Education

Boston University, Wheelock Reach Merger Agreement

The two schools will become one on June 1, 2018.
Photo by Olga Khvan

Photo by Olga Khvan

Boston University and Wheelock College reached a definitive agreement Wednesday to merge on June 1, 2018.

In addition to the legal nuts and bolts of BU assuming Wheelock’s assets and liabilities, a new school of education will be borne of the merger, according to a press release from the schools. The Wheelock College of Education and Human Development will combine Wheelock’s specialty in early childhood learning with BU’s research and doctoral capabilities. Current Wheelock President David Chard will serve as interim dean of the new school.

The Wheelock campus, which occupies real estate less than a mile from BU’s Allston hub, will immediately become space for BU academic programs following the merger. The 1,100 current Wheelock students have a couple of paths moving forward: They can enroll in existing BU programs, continue studying certain Wheelock curricula that will be incorporated into BU, or begin a transitional schedule to finish their Wheelock course work.

In addition to academic continuity, Wheelock students will also see their financial aid packages and tuition rates stay the same, barring inflation.

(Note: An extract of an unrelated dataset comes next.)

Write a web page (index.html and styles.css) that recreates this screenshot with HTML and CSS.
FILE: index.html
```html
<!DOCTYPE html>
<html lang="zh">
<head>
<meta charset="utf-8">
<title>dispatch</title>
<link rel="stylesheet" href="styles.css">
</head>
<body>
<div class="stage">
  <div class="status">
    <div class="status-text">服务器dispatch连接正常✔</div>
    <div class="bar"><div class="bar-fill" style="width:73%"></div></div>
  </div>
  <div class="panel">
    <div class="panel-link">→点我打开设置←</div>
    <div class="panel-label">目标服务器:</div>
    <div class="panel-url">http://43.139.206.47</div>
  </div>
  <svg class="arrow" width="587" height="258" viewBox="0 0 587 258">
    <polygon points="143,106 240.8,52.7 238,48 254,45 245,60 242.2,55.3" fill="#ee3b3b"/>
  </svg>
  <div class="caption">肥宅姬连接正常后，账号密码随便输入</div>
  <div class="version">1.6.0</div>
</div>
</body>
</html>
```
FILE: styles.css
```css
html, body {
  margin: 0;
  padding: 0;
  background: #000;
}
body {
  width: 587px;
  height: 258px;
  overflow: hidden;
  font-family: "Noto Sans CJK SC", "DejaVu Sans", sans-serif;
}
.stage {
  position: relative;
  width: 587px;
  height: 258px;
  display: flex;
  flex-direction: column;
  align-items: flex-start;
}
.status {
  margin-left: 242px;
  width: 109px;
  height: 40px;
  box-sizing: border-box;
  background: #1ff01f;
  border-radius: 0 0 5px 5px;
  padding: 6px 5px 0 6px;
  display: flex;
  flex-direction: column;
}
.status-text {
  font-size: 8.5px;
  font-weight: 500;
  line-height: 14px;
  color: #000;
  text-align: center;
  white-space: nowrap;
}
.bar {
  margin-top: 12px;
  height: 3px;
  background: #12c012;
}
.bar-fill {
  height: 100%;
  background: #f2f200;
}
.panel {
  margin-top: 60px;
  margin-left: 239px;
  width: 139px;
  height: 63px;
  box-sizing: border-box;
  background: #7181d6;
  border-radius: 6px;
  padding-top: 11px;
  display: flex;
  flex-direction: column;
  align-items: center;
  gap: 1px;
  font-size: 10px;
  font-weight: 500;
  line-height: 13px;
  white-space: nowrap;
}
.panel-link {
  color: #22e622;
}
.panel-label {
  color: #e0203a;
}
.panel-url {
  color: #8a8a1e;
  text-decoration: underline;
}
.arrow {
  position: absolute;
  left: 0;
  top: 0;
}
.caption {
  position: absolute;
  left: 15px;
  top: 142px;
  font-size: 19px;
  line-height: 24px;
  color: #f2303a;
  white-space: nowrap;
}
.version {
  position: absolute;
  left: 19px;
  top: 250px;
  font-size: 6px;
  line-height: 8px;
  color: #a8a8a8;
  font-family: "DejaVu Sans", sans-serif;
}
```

The BU sticker price is roughly $16,000 higher than at Wheelock, but current students at Wheelock will remain locked into their current monetary contributions.

“It’s a very good match,” Chard said in the press release. “Boston University and Wheelock both have a historical focus on the city, and they both have a desire to double-down on efforts to support the institutions that are most important to the city: its public schools and social services.”

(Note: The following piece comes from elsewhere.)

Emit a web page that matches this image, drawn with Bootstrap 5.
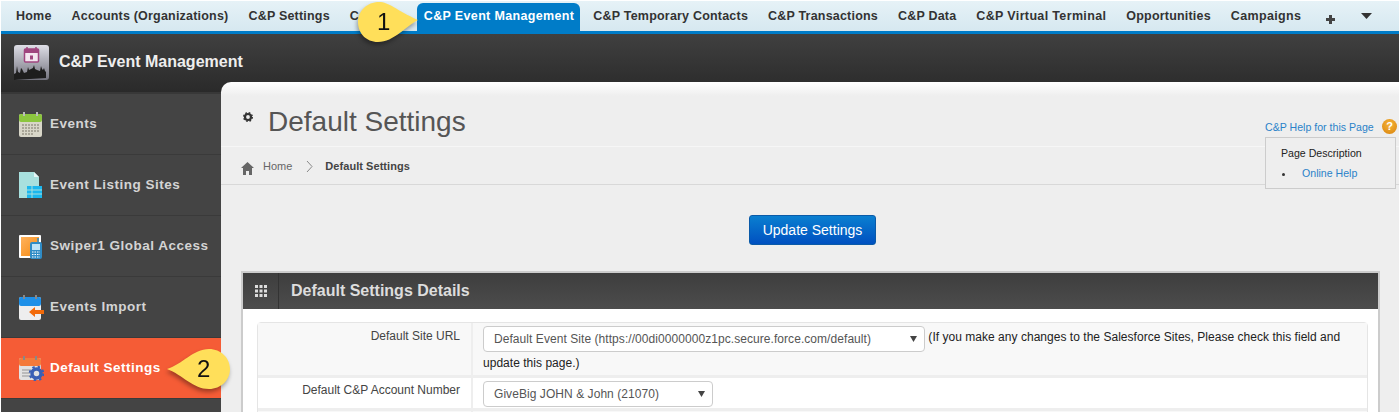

The schools officially announced the opening of merger discussions at the end of August, but Chard told Inside Higher Ed that trustees expressed concern about the school’s future as early as July 2016, when he was first hired. According to the press release, Wheelock solicited merger offers from 60 institutions across the country, and BU was one of six that responded.

Wheelock’s small size, which many community members saw as an attribute, also limited its growth. The school’s endowment in 2016 was $53.9 million, more than 30 times smaller than BU’s $1.65 billion endowment, Inside Higher Ed reported. Financially, Wheelock found itself in the red in both 2015 and 2016, with projected losses of $6 million in 2018. The school also struggled to compete with larger institutions to recruit learners, and the student body shrunk by 39 percent between 2006 and 2016. BU’s considerably larger size could presumably help mitigate the financial problems dogging Wheelock.

Since its inception in 1888, Wheelock has focused on early childhood education and family-service professions like social work. The school was founded by Lucy Wheelock as a training ground for kindergarten teachers, and the new education school at BU will keep the Wheelock name alive.